Навстречу ему, оттуда, где кончается улица и начинается поле, спускался с горы большой желтый автомобиль. За рулем, согнувшись, сидел усталый шофер в хромовой тужурке. Рядом с ним дремал широкоплечий малый, свесив набок голову в стетсоновской шляпе с дырочками. На заднем сиденье развалились еще двое пассажиров: пожарный в полной выходной форме и атлетически сложенный мужчина в морской фуражке с белым верхом».
Непреходящий страх перед «соглядатаем с цинковой мордой», которым охвачен Александр Корейко, в конце концов обретает материальное воплощение — правда, это не «цинковая морда», а атлет «в морской фуражке с белым верхом». И уже через несколько страниц начинается увлекательнейшая история противостояния Великого Преступника и Великого Сыщика. Которая завершается, как того и требует жанр, победой последнего.
Но «Золотой теленок» не детектив. Поэтому после финала «сыщицкой» линии следует еще один финал — собственно романа:
«Он опомнился на льду, с расквашенной мордой, с одним сапогом на ноге, без шубы, без портсигаров, украшенных надписями, без коллекций часов, без блюда, без валюты, без креста и брильянтов, без миллиона.
<…>
Великий комбинатор тупо посмотрел на остатки своего богатства и продолжал двигаться дальше, скользя в ледяных ямках и кривясь от боли.
Долгий и сильный пушечной полноты удар вызвал колебание ледяной поверхности. Напропалую дул теплый ветер. Бендер посмотрел под ноги и увидел на льду большую зеленую трещину. Ледяное плато, на котором он находился, качнулось и стало лезть под воду».

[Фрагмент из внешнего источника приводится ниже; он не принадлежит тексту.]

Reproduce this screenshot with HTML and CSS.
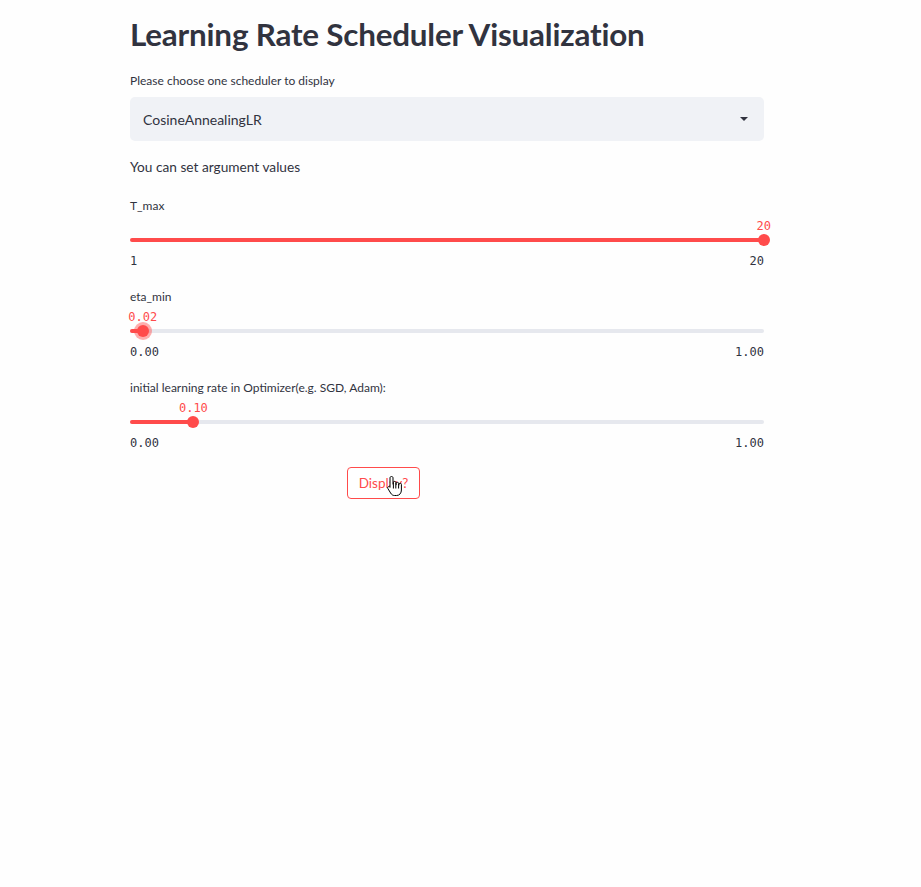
FILE: index.html
```html
<!DOCTYPE html>
<html>
<head>
<meta charset="utf-8">
<link rel="stylesheet" href="styles.css">
</head>
<body>
<main class="main">
  <h1 class="title">Learning Rate Scheduler Visualization</h1>

  <div class="widget">
    <div class="label">Please choose one scheduler to display</div>
    <div class="select">
      <span class="select-value">CosineAnnealingLR</span>
      <svg class="caret" width="10" height="6" viewBox="0 0 10 6"><path d="M1 1h8L5 5z" fill="#31333f"/></svg>
    </div>
  </div>

  <p class="text">You can set argument values</p>

  <div class="widget slider-widget">
    <div class="label">T_max</div>
    <div class="slider">
      <div class="track"><div class="fill" style="width:100%"></div></div>
      <div class="thumb" style="left:100%"><span class="thumb-value end">20</span></div>
    </div>
    <div class="ticks"><span>1</span><span>20</span></div>
  </div>

  <div class="widget slider-widget">
    <div class="label">eta_min</div>
    <div class="slider">
      <div class="track"><div class="fill" style="width:2%"></div></div>
      <div class="thumb focused" style="left:2%"><span class="thumb-value">0.02</span></div>
    </div>
    <div class="ticks"><span>0.00</span><span>1.00</span></div>
  </div>

  <div class="widget slider-widget">
    <div class="label">initial learning rate in Optimizer(e.g. SGD, Adam):</div>
    <div class="slider">
      <div class="track"><div class="fill" style="width:10%"></div></div>
      <div class="thumb" style="left:10%"><span class="thumb-value">0.10</span></div>
    </div>
    <div class="ticks"><span>0.00</span><span>1.00</span></div>
  </div>

  <div class="columns">
    <div class="column"></div>
    <div class="column">
      <button class="button">Display?
        <svg class="cursor" width="18" height="22" viewBox="0 0 18 22">
          <path d="M5.5 1.5C6.5 1.5 7 2 7 3V9.5H7.4V7.6C7.4 6.8 7.9 6.4 8.6 6.4C9.3 6.4 9.8 6.8 9.8 7.6V9.8H10.2V8.4C10.2 7.7 10.7 7.3 11.4 7.3C12.1 7.3 12.6 7.7 12.6 8.4V10.3H13V9.3C13 8.6 13.5 8.2 14.2 8.2C14.9 8.2 15.4 8.6 15.4 9.3V15C15.4 18 13.6 20.5 10.6 20.5H8.6C6.6 20.5 5.6 19.6 4.6 18L1.9 13.6C1.4 12.8 1.6 12 2.3 11.7C3 11.4 3.6 11.7 4 12.3V3C4 2 4.5 1.5 5.5 1.5Z" fill="#fff" stroke="#000" stroke-width="1" stroke-linejoin="round"/>
          <path d="M7.4 9.5V13.5M9.8 9.8V13.5M12.6 10.3V13.5" stroke="#000" stroke-width="1"/>
        </svg>
      </button>
    </div>
    <div class="column"></div>
  </div>
</main>
</body>
</html>
```
FILE: styles.css
```css
html, body {
  margin: 0;
  padding: 0;
  background: #fefefe;
}
body {
  font-family: "Lato", "Open Sans", sans-serif;
  color: #31333f;
}
.main {
  width: 634px;
  margin-left: 130px;
  padding-top: 14px;
}
.title {
  margin: 0;
  font-size: 31.4px;
  font-weight: 700;
  line-height: 40px;
  letter-spacing: -0.2px;
}
.label {
  font-size: 12px;
  line-height: 16px;
  height: 16px;
}
.title + .widget {
  margin-top: 19px;
}
.title + .widget .label {
  margin-bottom: 8px;
}
.select {
  height: 44px;
  background: #f0f2f6;
  border-radius: 5px;
  display: flex;
  align-items: center;
  justify-content: space-between;
  padding: 0 15px 0 13px;
  box-sizing: border-box;
}
.select-value {
  font-size: 14px;
}
.text {
  margin: 17px 0 0;
  font-size: 13.7px;
  line-height: 18px;
}
.slider-widget {
  margin-top: 21px;
}
.text + .slider-widget {
  margin-top: 22px;
}
.slider {
  position: relative;
  height: 39px;
}
.track {
  position: absolute;
  left: 0;
  right: 0;
  top: 24px;
  height: 4px;
  border-radius: 2px;
  background: #e6e8ee;
  overflow: hidden;
}
.fill {
  height: 100%;
  background: #ff4b4b;
}
.thumb {
  position: absolute;
  top: 20px;
  width: 12px;
  height: 12px;
  margin-left: -6px;
  border-radius: 50%;
  background: #ff4b4b;
}
.thumb.focused {
  box-shadow: 0 0 0 3px rgba(255, 75, 75, 0.45);
}
.thumb-value {
  position: absolute;
  bottom: 13px;
  left: 50%;
  transform: translateX(-50%);
  font-family: "DejaVu Sans Mono", monospace;
  font-size: 12px;
  line-height: 14px;
  color: #ff4b4b;
  white-space: nowrap;
}
.thumb-value.end {
  left: auto;
  right: -1px;
  transform: none;
}
.ticks {
  display: flex;
  justify-content: space-between;
  font-family: "DejaVu Sans Mono", monospace;
  font-size: 12px;
  line-height: 14px;
  margin-top: 1px;
}
.columns {
  display: flex;
  gap: 16px;
  margin-top: 17px;
}
.column {
  flex: 1;
}
.button {
  position: relative;
  font-family: "Lato", sans-serif;
  font-size: 13.5px;
  color: #ff4b4b;
  background: #fff;
  border: 1px solid #ff4b4b;
  border-radius: 4px;
  height: 32px;
  padding: 0 11px;
  line-height: 30px;
}
.cursor {
  position: absolute;
  left: 38px;
  top: 7px;
}
```
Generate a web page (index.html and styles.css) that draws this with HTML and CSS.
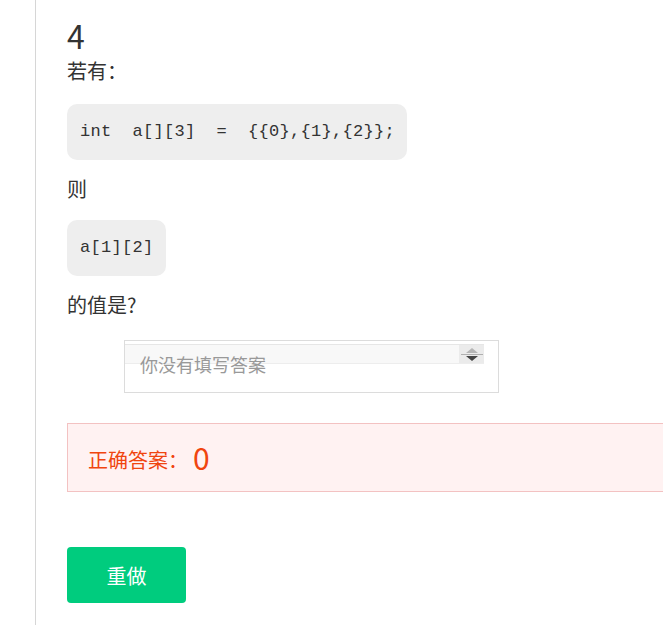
FILE: index.html
```html
<!DOCTYPE html>
<html lang="zh-CN">
<head>
<meta charset="utf-8">
<title>题目 4</title>
<link rel="stylesheet" href="styles.css">
</head>
<body>
<div class="page">
  <div class="question">
    <div class="q-num">4</div>
    <p class="q-text">若有：</p>
    <pre class="code">int  a[][3]  =  {{0},{1},{2}};</pre>
    <p class="q-text">则</p>
    <pre class="code">a[1][2]</pre>
    <p class="q-text">的值是?</p>
    <div class="answer-input">
      <div class="select-bar"><span class="spinner"><span class="up"></span><span class="mid"></span><span class="down"></span></span></div>
      <div class="placeholder">你没有填写答案</div>
    </div>
    <div class="correct">
      <span class="label">正确答案：</span><span class="value">0</span>
    </div>
    <button class="redo" type="button">重做</button>
  </div>
</div>
</body>
</html>
```

FILE: styles.css
```css
html, body {
  margin: 0;
  padding: 0;
  background: #fff;
  overflow: hidden;
}
body {
  font-family: "Noto Sans CJK SC", "Noto Sans", sans-serif;
  color: #333;
}
.page {
  margin-left: 35px;
  border-left: 1px solid #d6d6d6;
  min-height: 625px;
  padding-left: 31px;
}
.question {
  display: flex;
  flex-direction: column;
  align-items: flex-start;
  padding-top: 15px;
}
.q-num {
  font-size: 32px;
  line-height: 40px;
  color: #333;
}
.q-text {
  margin: 0;
  font-size: 20px;
  line-height: 26px;
  color: #333;
}
.q-num + .q-text {
  margin-top: 3px;
}
.code {
  margin: 20px 0 16px;
  background: #eeeeee;
  border-radius: 10px;
  padding: 16px 12px 17px 13px;
  font-family: "Liberation Mono", "DejaVu Sans Mono", monospace;
  font-size: 17px;
  letter-spacing: 0.3px;
  line-height: 23px;
  color: #333;
}
.q-text + .code + .q-text + .code {
  margin-top: 18px;
}
.answer-input {
  position: relative;
  margin: 22px 0 0 57px;
  width: 373px;
  height: 51px;
  border: 1px solid #dcdcdc;
}
.select-bar {
  position: absolute;
  left: 0;
  top: 3px;
  width: 359px;
  height: 18px;
  background: #f8f8f8;
  border-top: 1px solid #e6e6e6;
  border-bottom: 1px solid #ededed;
  display: flex;
  justify-content: flex-end;
}
.spinner {
  width: 25px;
  height: 18px;
  background: #ebebeb;
  display: flex;
  flex-direction: column;
  align-items: center;
  justify-content: center;
}
.spinner .up {
  width: 0;
  height: 0;
  border-left: 6px solid transparent;
  border-right: 6px solid transparent;
  border-bottom: 5px solid #b5b5b5;
}
.spinner .mid {
  width: 22px;
  height: 1px;
  margin: 1px 0;
  background: #b0b0b0;
}
.spinner .down {
  width: 0;
  height: 0;
  border-left: 6px solid transparent;
  border-right: 6px solid transparent;
  border-top: 5px solid #444;
}
.placeholder {
  position: relative;
  padding: 11px 0 0 15px;
  font-size: 18px;
  line-height: 24px;
  color: #999;
}
.correct {
  margin-top: 30px;
  width: 640px;
  height: 69px;
  box-sizing: border-box;
  border: 1px solid #f3c2c2;
  background: #fff2f2;
  display: flex;
  align-items: center;
  padding-left: 20px;
  padding-top: 4px;
  color: #f0450f;
}
.correct .label {
  font-size: 20px;
}
.correct .value {
  font-size: 30px;
  line-height: 30px;
  margin-left: 5px;
  margin-top: -6px;
}
.redo {
  margin-top: 55px;
  width: 119px;
  height: 56px;
  border: none;
  border-radius: 4px;
  background: #00cc7e;
  color: #fff;
  font-family: "Noto Sans CJK SC", sans-serif;
  font-size: 20px;
  cursor: pointer;
}
```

Nota beneЕсли попытаться проследить родство Остапа Бендера не с реальными прототипами (что чрезвычайно сложно), а с другими литературными героями, то, вне всякого сомнения, таковых окажется немало. Причем среди них будут не только сыщики. В этой толпе литературных родственников можно разглядеть и «двоюродного дядю» Шерлока Холмса, и прапрапрадеда с материнской стороны — «турецкоподданного» Ходжу Насреддина (в данном случае я имею в виду реальное турецкое происхождение Насреддина, а не тот иносказательный смысл, который вкладывали в слово «турецкоподданный» Ильф и Петров[38]).